Jean, la Commune n'en finit pas de se faire massacrer chaque jour qui passe. Quand chanterons-nous "le
Temps des Cerises" ? Elle voulait le peuple instruit, ici et maintenant on le veut soumis, corvéable,
vilipendé quand il perd son emploi, bafoué quand il veut prendre sa retraite, carencé quand il tombe
malade... Ici on massacre l'Ecole laïque, on lui préfère le curé, on cherche l'excellence comme on
chercherait des pépites de hasards, on traque la délinquance dès la petite enfance mais on se moque du
savoir et de la culture partagés...

Jean, je te quitte, pardon de t'avoir dérangé, mais mon pays se perd et comme toi j'aime cette France, je
l'aime ruisselante de rage et de fatigue, j'aime sa voix rauque de trop de luttes, je l'aime intransigeante,
exigeante, je l'aime quand elle prend la rue ou les armes, quand elle se rend compte de son exploitation,
quand elle sent la vérité comme on sent la sueur, quand elle passe les Pyrénées pour soutenir son frère
ibérique, quand elle donne d'elle même pour le plus pauvre qu'elle, quand elle s'appelle en 54 par temps
d'hiver, ou en 40 à l'approche de l'été. Je l'aime quand elle devient universelle, quand elle bouge avant
tout le monde sans savoir si les autres suivront, quand elle ne se compare qu'à elle même et puise sa
morale et ses valeurs dans le sacrifice de ses morts...
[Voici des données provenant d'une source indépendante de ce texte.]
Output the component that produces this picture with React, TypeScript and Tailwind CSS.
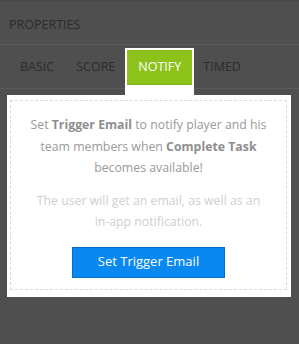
import React from "react";

export default function App() {
  const tabs = ["BASIC", "SCORE", "NOTIFY", "TIMED"];
  return (
    <div
      className="w-[299px] h-[344px] bg-[#4f4f4f] border-t border-[#484848] overflow-hidden"
      style={{ fontFamily: '"Open Sans", "Liberation Sans", sans-serif' }}
    >
      <div className="h-[44px] border-b border-[#5b5b5b] pl-[9px] pt-[15px] text-[12.5px] leading-[17px] text-[#2b2b2b]">
        PROPERTIES
      </div>
      <div className="h-[44px] border-b border-[#5b5b5b] pl-[9px] pt-[3px] flex items-start text-[12.5px] text-[#2b2b2b]">
        {tabs.map((t) =>
          t === "NOTIFY" ? (
            <div key={t} className="-ml-[1px] -mr-[2px] h-[47px] bg-white px-[2px] pt-[2px]">
              <div className="h-[35px] bg-[#8cc21a] border-b border-[#7fb012] px-[11px] flex items-center text-white">
                {t}
              </div>
            </div>
          ) : (
            <div key={t} className="mt-[2px] h-[35px] px-[11px] flex items-center">
              {t}
            </div>
          )
        )}
      </div>
      <div className="ml-[7px] mt-[6px] w-[284px] h-[202px] bg-white pt-[5px] pl-[3px] pr-[4px] pb-[7px]">
        <div className="h-full border border-dashed border-[#dadada] pt-[13px] flex flex-col items-center text-center text-[12.3px] leading-[21.5px]">
          <p className="w-[239px] text-[#9a9a9a]">
            Set <b className="font-bold text-[#8e8e8e]">Trigger Email</b> to notify player and his team members when{" "}
            <b className="font-bold text-[#8e8e8e]">Complete Task</b> becomes available!
          </p>
          <p className="w-[239px] mt-[11px] text-[#cfcfcf]">
            The user will get an email, as well as an in-app notification.
          </p>
          <button className="mt-[14px] w-[153px] h-[31px] bg-[#0888f0] border border-[#0a6ec2] text-white text-[13px]">
            Set Trigger Email
          </button>
        </div>
      </div>
    </div>
  );
}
Jean, je voudrais tellement t'annoncer de bonnes nouvelles au mois de mai...

Je t'embrasse. Philippe Torreton

P.S. : Il y a un copain chanteur du Président de la République qui reprend du service dans la grande
entreprise de racolage en tout genre et qui chante à ta manière une chanson en ton honneur. N’écoute
pas, c'est à gerber.

N.D.L.R

Jean ne reviendra pas. Mais Sarkozy non plus. Maigre consolation.